Ending: Edge goes to the movie.
Sexism: Movie is less annoying, although the movie paired off the paleontologists who had a mentor-mentee relationship in the book. The girl child in the book is pretty much everything one might hate about children, although she is allowed to defy the stereotype by being dependent on a baseball glove and ball. She takes Tim’s computer role in the movie.
Children: better in the movie. Tim’s quite the hero in the book, role given to Lex in the movie.
And, obviously, Dinosaurs: better in the movie.
Crichton’s prose tends to be workman-like, and although he does manage to occasionally convey the immensity of the dinos, he rarely hit the from-another-epoch notes for me.
“Obviously the fitness of the animals to the environment was one area. This stegosaur is a hundred million years old. It isn’t adapted to our world. The air is different, the solar radiation is different, the land is different, the insects are different, the sounds are different, the vegetation is different. Everything is different. The oxygen content is decreased.”
However, the velociraptors were scary in both places.

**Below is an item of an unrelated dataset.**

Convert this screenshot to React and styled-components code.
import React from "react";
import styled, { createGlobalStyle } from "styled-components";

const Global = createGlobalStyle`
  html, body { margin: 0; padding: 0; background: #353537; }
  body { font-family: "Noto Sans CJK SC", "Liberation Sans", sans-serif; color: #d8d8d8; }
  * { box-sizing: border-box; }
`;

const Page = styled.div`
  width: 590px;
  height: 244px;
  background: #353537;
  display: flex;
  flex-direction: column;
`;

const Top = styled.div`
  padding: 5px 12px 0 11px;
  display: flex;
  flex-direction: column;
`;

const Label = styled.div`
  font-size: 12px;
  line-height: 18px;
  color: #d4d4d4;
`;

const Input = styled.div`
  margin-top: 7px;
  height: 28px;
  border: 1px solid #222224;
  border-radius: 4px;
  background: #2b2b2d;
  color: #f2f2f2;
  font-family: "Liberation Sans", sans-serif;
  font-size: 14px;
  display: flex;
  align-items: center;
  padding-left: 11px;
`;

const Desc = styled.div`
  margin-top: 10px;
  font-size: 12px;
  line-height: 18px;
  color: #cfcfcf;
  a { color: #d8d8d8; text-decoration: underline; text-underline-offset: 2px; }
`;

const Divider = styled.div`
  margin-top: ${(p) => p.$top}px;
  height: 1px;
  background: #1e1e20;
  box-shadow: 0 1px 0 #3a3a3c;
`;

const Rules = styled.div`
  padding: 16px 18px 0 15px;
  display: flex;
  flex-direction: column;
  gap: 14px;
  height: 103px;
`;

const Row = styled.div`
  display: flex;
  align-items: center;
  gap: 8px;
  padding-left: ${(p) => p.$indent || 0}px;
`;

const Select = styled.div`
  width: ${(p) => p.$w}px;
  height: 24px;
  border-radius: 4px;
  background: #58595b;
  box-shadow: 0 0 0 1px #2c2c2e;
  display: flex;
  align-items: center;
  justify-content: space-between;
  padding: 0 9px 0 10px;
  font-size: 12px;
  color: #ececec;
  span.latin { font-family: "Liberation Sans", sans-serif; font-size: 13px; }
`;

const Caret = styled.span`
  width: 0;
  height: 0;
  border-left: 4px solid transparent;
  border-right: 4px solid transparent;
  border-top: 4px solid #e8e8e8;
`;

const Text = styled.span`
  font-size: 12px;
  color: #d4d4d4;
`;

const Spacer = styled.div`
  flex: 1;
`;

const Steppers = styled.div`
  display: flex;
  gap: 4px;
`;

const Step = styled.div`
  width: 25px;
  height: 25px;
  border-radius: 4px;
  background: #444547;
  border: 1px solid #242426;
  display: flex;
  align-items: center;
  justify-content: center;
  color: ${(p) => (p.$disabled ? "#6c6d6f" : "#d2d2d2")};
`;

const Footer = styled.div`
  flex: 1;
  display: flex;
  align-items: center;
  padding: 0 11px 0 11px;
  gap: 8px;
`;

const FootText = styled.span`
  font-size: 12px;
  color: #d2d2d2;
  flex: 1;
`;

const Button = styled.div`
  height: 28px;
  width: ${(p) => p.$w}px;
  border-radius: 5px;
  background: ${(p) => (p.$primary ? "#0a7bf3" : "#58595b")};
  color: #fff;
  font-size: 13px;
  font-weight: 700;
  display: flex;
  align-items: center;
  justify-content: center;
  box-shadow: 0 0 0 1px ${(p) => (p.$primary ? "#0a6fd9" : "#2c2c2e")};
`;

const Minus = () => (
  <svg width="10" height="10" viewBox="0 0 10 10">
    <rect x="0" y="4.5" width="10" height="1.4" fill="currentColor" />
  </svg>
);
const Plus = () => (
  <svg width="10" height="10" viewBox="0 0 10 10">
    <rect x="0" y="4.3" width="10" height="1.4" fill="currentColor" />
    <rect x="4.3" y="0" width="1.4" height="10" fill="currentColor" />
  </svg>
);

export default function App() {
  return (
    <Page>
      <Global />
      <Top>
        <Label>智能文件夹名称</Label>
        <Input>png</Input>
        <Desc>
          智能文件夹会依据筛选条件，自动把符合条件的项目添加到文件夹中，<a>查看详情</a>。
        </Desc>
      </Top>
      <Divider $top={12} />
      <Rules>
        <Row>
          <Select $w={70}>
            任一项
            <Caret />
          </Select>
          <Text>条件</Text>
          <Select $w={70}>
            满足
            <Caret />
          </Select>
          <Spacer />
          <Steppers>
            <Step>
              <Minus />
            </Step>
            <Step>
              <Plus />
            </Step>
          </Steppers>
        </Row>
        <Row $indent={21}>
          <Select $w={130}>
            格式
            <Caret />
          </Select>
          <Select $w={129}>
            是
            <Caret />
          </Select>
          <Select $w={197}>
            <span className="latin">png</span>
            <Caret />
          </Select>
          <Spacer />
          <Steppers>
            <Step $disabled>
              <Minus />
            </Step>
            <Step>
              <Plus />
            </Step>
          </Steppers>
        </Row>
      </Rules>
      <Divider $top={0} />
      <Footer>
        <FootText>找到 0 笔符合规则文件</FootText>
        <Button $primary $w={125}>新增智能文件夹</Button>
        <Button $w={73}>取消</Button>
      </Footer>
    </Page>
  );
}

Interestingly, I had very few preconceptions about the book, except that it would be different from the movie–they almost always are. Except it wasn’t–the scriptwriters had barely touched it. Sure, backstories and detailed dialogues were left out, as well as opening extraneous scenes about some baby-biting dinos in Costa Rica. Mostly though, there was trimming, and parts of the movie–especially early on the island–seemed page for page for the book. Nedry? All there, right down to the silver candy wrapper. Chain-smoking Arnold? Yep, Samuel L. Jackson nailed that too. Overall, interesting, but I was left with a curious desire to re-watch the movie.